È comunque dura per l’industria mangimistica che oggi è costretta in larga parte ad approvvigionarsi all’estero, spesso in Paesi coinvolti nella produzione di colture gm.
Penso però che sia possibile trovare delle alternative in Paesi non coinvolti in queste produzioni o che garantiscono colture non gm. Come pure ritengo sia possibile per l’Unione Europea riprendere finalmente in mano un serio piano sulle proteine vegetali. E poi non dimentichiamoci delle nostre varietà tradizionali che comunque non sono meno produttive di quelle geneticamente modificate.

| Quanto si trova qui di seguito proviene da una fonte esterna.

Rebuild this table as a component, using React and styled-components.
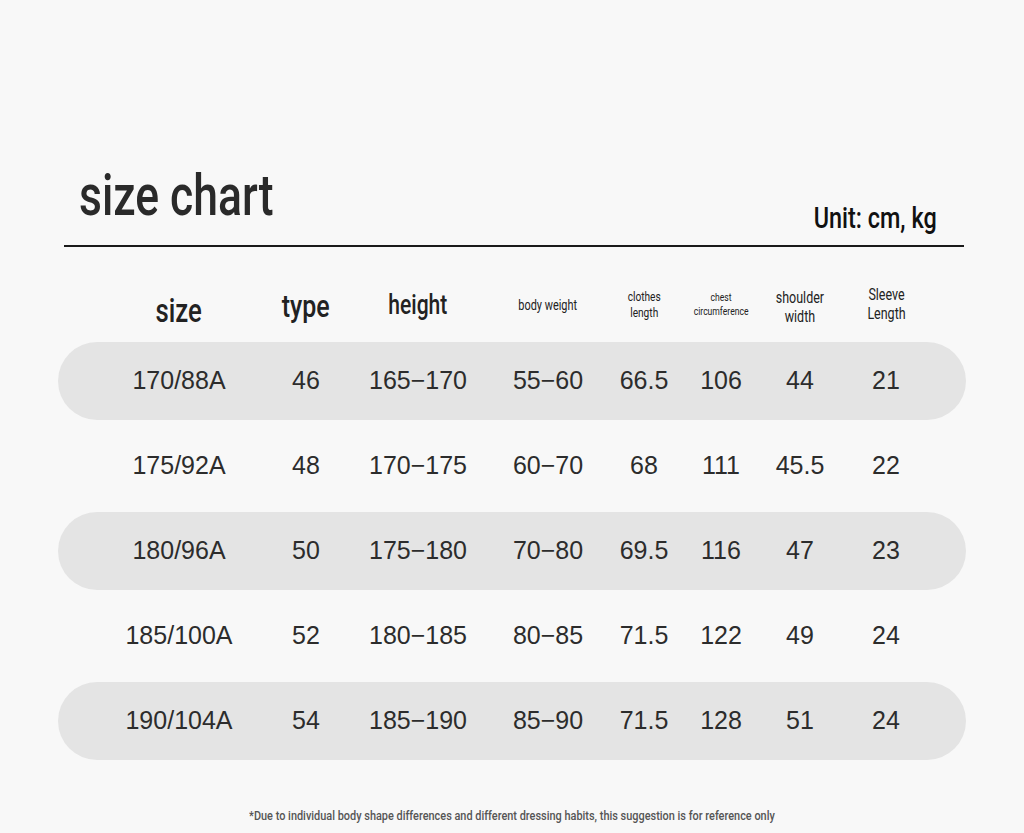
import styled, { createGlobalStyle } from "styled-components";

const GlobalStyle = createGlobalStyle`
  html, body {
    margin: 0;
    padding: 0;
    background: #f8f8f8;
  }
  body {
    font-family: "Liberation Sans", Arial, sans-serif;
  }
`

// widths picked so every column centre lands on the reference
const COLUMNS = "162px 92px 132px 128px 64px 90px 68px 104px";

const Page = styled.div`
  width: 1024px;
  height: 833px;
  padding-top: 167px;
  box-sizing: border-box;
  display: flex;
  flex-direction: column;
  align-items: center;
  overflow: hidden;
`
const Heading = styled.div`
  width: 900px;
  margin-left: 4px;
  display: flex;
  justify-content: space-between;
  align-items: flex-end;
  padding: 0 27px 12px 15px;
  box-sizing: border-box;
  border-bottom: 2px solid #1a1a1a;
`
const Cond = styled.span`
  display: inline-block;
  font-family: Roboto, "Liberation Sans", sans-serif;
  white-space: nowrap;
  transform: scaleX(${(props) => props.$scale || 0.78});
  transform-origin: ${(props) => props.$origin || "center"};
`
const Title = styled(Cond)`
  font-size: 57px;
  line-height: 1;
  font-weight: 500;
  color: #2a2a2a;
  margin-bottom: 9px;
`
const Unit = styled(Cond)`
  font-size: 30px;
  line-height: 1;
  font-weight: 500;
  color: #111;
`
const Table = styled.div`
  width: 908px;
  margin-top: 28px;
  display: flex;
  flex-direction: column;
  gap: 7px;
`
const HeaderRow = styled.div`
  display: grid;
  grid-template-columns: ${COLUMNS};
  padding-left: 40px;
  height: 60px;
`
const HeaderCell = styled.div`
  display: flex;
  align-items: center;
  justify-content: center;
  transform: translateY(${(props) => props.$dy || 0}px);
`
const HeaderText = styled(Cond)`
  font-size: ${(props) => props.$size}px;
  line-height: ${(props) => props.$lh || 1};
  font-weight: ${(props) => props.$weight || 400};
  color: #222;
  text-align: center;
`
const Row = styled.div`
  display: grid;
  grid-template-columns: ${COLUMNS};
  padding-left: 40px;
  height: 78px;
  border-radius: 39px;
  background: ${(props) => props.$shaded ? "#e4e4e4" : "transparent"};
`
const Cell = styled.div`
  display: flex;
  align-items: center;
  justify-content: center;
  white-space: nowrap;
  font-size: 25px;
  color: #2c2c2c;
  transform: translateY(-1px);
`
const Footnote = styled(Cond)`
  margin-top: auto;
  margin-bottom: 10px;
  font-size: 13px;
  font-weight: 500;
  color: #555;
`

const headers = [
  { lines: ["size"], size: 33, weight: 500, dy: 5 },
  { lines: ["type"], size: 32, weight: 500, dy: 1 },
  { lines: ["height"], size: 27, weight: 500 },
  { lines: ["body weight"], size: 14 },
  { lines: ["clothes", "length"], size: 13, lh: "16px" },
  { lines: ["chest", "circumference"], size: 11, lh: "14px" },
  { lines: ["shoulder", "width"], size: 16, lh: "19px", dy: 2 },
  { lines: ["Sleeve", "Length"], size: 16, lh: "19px", dy: -1 },
];

const rows = [
  ["170/88A", "46", "165−170", "55−60", "66.5", "106", "44", "21"],
  ["175/92A", "48", "170−175", "60−70", "68", "111", "45.5", "22"],
  ["180/96A", "50", "175−180", "70−80", "69.5", "116", "47", "23"],
  ["185/100A", "52", "180−185", "80−85", "71.5", "122", "49", "24"],
  ["190/104A", "54", "185−190", "85−90", "71.5", "128", "51", "24"],
];

export default function App() {
  return (
    <>
      <GlobalStyle />
      <Page>
        <Heading>
          <Title $origin="left">size chart</Title>
          <Unit $origin="right">Unit: cm, kg</Unit>
        </Heading>
        <Table>
          <HeaderRow>
            {headers.map((h, idx) => (
              <HeaderCell key={idx} $dy={h.dy}>
                <HeaderText $size={h.size} $lh={h.lh} $weight={h.weight}>
                  {h.lines.map((line, i) => (
                    <div key={i}>{line}</div>
                  ))}
                </HeaderText>
              </HeaderCell>
            ))}
          </HeaderRow>
          {rows.map((row, idx) => (
            <Row key={idx} $shaded={idx % 2 === 0}>
              {row.map((value, i) => (
                <Cell key={i}>{value}</Cell>
              ))}
            </Row>
          ))}
        </Table>
        <Footnote $scale={0.84}>
          *Due to individual body shape differences and different dressing habits, this suggestion is for reference only
        </Footnote>
      </Page>
    </>
  );
}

L’etichettatura chiara non potrebbe essere una scelta intelligente per dare al consumatore la possibilità di scegliere?
Le esperienze fatte in questo senso, più delle nostre parole, hanno dimostrato che il consumatore se vede in etichetta la possibile presenza di ogm non acquista quel prodotto. Questa è la verità. Non a caso, nonostante le numerose dichiarazioni in tal senso delle organizzazioni del biotech, ancora nessuno sta segnalando in etichetta la presenza o meno di ogm. E se nessuno lo sta scrivendo significa che non gli conviene. È chiaro.